Les défenseurs du loup ne montent pas au créneau
Le « massacre de Stade » a marqué les esprits. Les seize ministres-présidents allemands ont transmis la semaine dernière à Mme von der Leyen une demande de révision du statut de protection du loup en Europe. À l’instar du principal syndicat d’agriculteurs (Bauernverband), le ministre-président de Basse Saxe Stephan Weil souhaite l’instauration de quotas annuels de chasse pour contrôler la population des loups. La ministre fédérale de l’Environnement, l’écologiste Steffi Lemke, y est opposée. Elle a cependant annoncé une inflexion des positions gouvernementales d’ici à la fin de l’année, exclusivement sur les mesures d’exception à prendre en cas d’attaque. Dans une interview accordée au quotidien Die Welt le 4 septembre, elle a expliqué que « les tirs de loups après des attaques doivent être possibles plus rapidement et de manière non bureaucratique ».
Les défenseurs du loup ne sont pas montés au créneau pour l’instant.

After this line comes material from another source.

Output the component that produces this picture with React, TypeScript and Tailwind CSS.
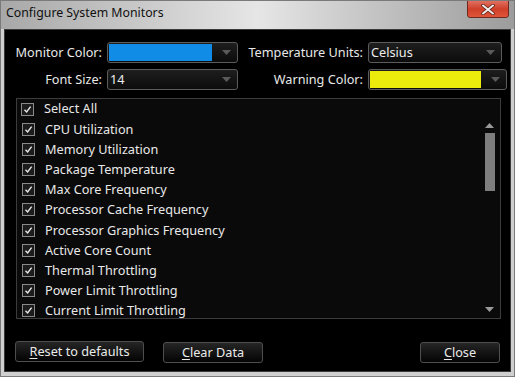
import React from 'react';

const font = { fontFamily: '"Noto Sans", "Open Sans", Arial, sans-serif' };

const items = [
  'CPU Utilization',
  'Memory Utilization',
  'Package Temperature',
  'Max Core Frequency',
  'Processor Cache Frequency',
  'Processor Graphics Frequency',
  'Active Core Count',
  'Thermal Throttling',
  'Power Limit Throttling',
  'Current Limit Throttling',
];

const Check = () => (
  <span className="w-[13px] h-[13px] border border-[#8a8a8a] bg-[#1c1c1c] flex items-center justify-center shrink-0">
    <svg width="9" height="9" viewBox="0 0 9 9">
      <path d="M1.5 4.8 L3.6 7 L7.6 1.6" fill="none" stroke="#e8e8e8" strokeWidth="1.4" />
    </svg>
  </span>
);

const Arrow = () => (
  <svg width="9" height="5" viewBox="0 0 9 5" className="shrink-0">
    <path d="M0 0 L9 0 L4.5 5 Z" fill="#5a5a5a" />
  </svg>
);

const Dropdown = ({ w, swatch, text }: { w: string; swatch?: string; text?: string }) => (
  <div className={`${w} h-[21px] rounded-[3px] border border-[#5c5c5c] bg-gradient-to-b from-[#1e1e1e] to-[#0c0c0c] flex items-center pl-[1px] pr-[6px]`}>
    {swatch ? (
      <div className={`flex-1 h-[17px] mr-[10px] ${swatch}`} />
    ) : (
      <span className="flex-1 text-[12.7px] text-[#ececec] pl-[1px] leading-none">{text}</span>
    )}
    <Arrow />
  </div>
);

const Btn = ({ w, first, rest }: { w: string; first: string; rest: string }) => (
  <button className={`${w} h-[21px] rounded-[3px] border border-[#4e4e4e] bg-gradient-to-b from-[#262626] to-[#050505] text-[12.7px] text-[#eaeaea] leading-none`}>
    <span className="underline underline-offset-2">{first}</span>
    {rest}
  </button>
);

export default function App() {
  return (
    <div style={font} className="w-[515px] h-[377px] flex flex-col bg-[#cfcfcf] border border-[#7a7a7a] overflow-hidden">
      {/* title bar */}
      <div className="h-[28px] flex items-start bg-gradient-to-r from-[#a8a8a8] via-[#e6e6e6] to-[#9c9c9c] relative">
        <span className="text-[12.3px] text-[#101010] pl-[5px] pt-[3px]">Configure System Monitors</span>
        <div className="absolute left-[466px] top-[-1px] w-[42px] h-[18px] border border-[#6a2a20] rounded-b-[3px] bg-gradient-to-b from-[#e07060] via-[#cf3f28] to-[#e0553a] flex items-center justify-center">
          <svg width="14" height="11" viewBox="0 0 14 11">
            <path d="M2 1.5 L12 9.5 M12 1.5 L2 9.5" stroke="#5a1a10" strokeWidth="3.4" strokeLinecap="round" />
            <path d="M2 1.5 L12 9.5 M12 1.5 L2 9.5" stroke="#eeeeee" strokeWidth="2" strokeLinecap="round" />
          </svg>
        </div>
      </div>

      {/* client area */}
      <div className="flex-1 mx-[3px] mb-[4px] bg-black border border-[#3a3a3a] flex flex-col text-[#e8e8e8]">
        <div className="pt-[12px] flex flex-col gap-[6px]">
          <div className="flex items-center">
            <span className="w-[98px] text-right text-[12.7px] pr-[1px]">Monitor Color:</span>
            <div className="ml-[4px]"><Dropdown w="w-[131px]" swatch="bg-[#118ce6]" /></div>
            <span className="w-[126px] text-right text-[12.7px] pr-[1px]">Temperature Units:</span>
            <div className="ml-[4px]"><Dropdown w="w-[134px]" text="Celsius" /></div>
          </div>
          <div className="flex items-center">
            <span className="w-[98px] text-right text-[12.7px] pr-[1px]">Font Size:</span>
            <div className="ml-[4px]"><Dropdown w="w-[131px]" text="14" /></div>
            <span className="w-[126px] text-right text-[12.7px] pr-[1px]">Warning Color:</span>
            <div className="ml-[4px]"><Dropdown w="w-[139px]" swatch="bg-[#ecec0c]" /></div>
          </div>
        </div>

        {/* list */}
        <div className="mt-[8px] ml-[11px] w-[485px] h-[221px] border border-[#3c3c3c] bg-[#0a0a0a] flex flex-col overflow-hidden">
          <div className="h-[20px] flex items-center gap-[10px] pl-[4px] text-[12.7px] shrink-0">
            <Check />
            <span>Select All</span>
          </div>
          <div className="flex flex-1 min-h-0">
            <div className="flex-1 flex flex-col overflow-hidden">
              {items.map((t) => (
                <div key={t} className="h-[20.2px] shrink-0 flex items-center gap-[10px] pl-[5px] text-[12.7px]">
                  <Check />
                  <span>{t}</span>
                </div>
              ))}
            </div>
            <div className="w-[17px] flex flex-col items-center pt-[4px] pb-[6px] mr-[2px]">
              <svg width="9" height="5" viewBox="0 0 9 5"><path d="M0 5 L9 5 L4.5 0 Z" fill="#9a9a9a" /></svg>
              <div className="w-[10px] h-[58px] mt-[5px] bg-[#7e7e7e]" />
              <div className="flex-1" />
              <svg width="9" height="5" viewBox="0 0 9 5"><path d="M0 0 L9 0 L4.5 5 Z" fill="#9a9a9a" /></svg>
            </div>
          </div>
        </div>

        {/* buttons */}
        <div className="mt-[20px] flex items-center pl-[10px]">
          <Btn w="w-[129px]" first="R" rest="eset to defaults" />
          <div className="ml-[19px]"><Btn w="w-[100px]" first="C" rest="lear Data" /></div>
          <div className="ml-auto mr-[10px]"><Btn w="w-[80px]" first="C" rest="lose" /></div>
        </div>
      </div>
    </div>
  );
}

L’importante ONG environnementale Nabu parle d’« un gros tapage pour peu de solutions viables ». Tapage qu’elle attribue en partie à la tenue de deux élections régionales en Bavière et en Hesse. « Nous estimons que des améliorations sont nécessaires pour pouvoir agir plus rapidement et plus efficacement sur place dans les cas individuels. Cependant, des demandes prétendument simples de quotas d’abattage ou de chasse aux loups ne résoudront pas ce problème précis. J’attends de tous les acteurs qu’ils soient plus sérieux dans l’élaboration de solutions qui fonctionnent », a déclaré début septembre Jörg-Andreas Krüger, président du Nabu.
En 2023, sur 105 loups morts en Allemagne, 4 ont été abattus (légalement ou illégalement) et 78 sont morts écrasés sur la route.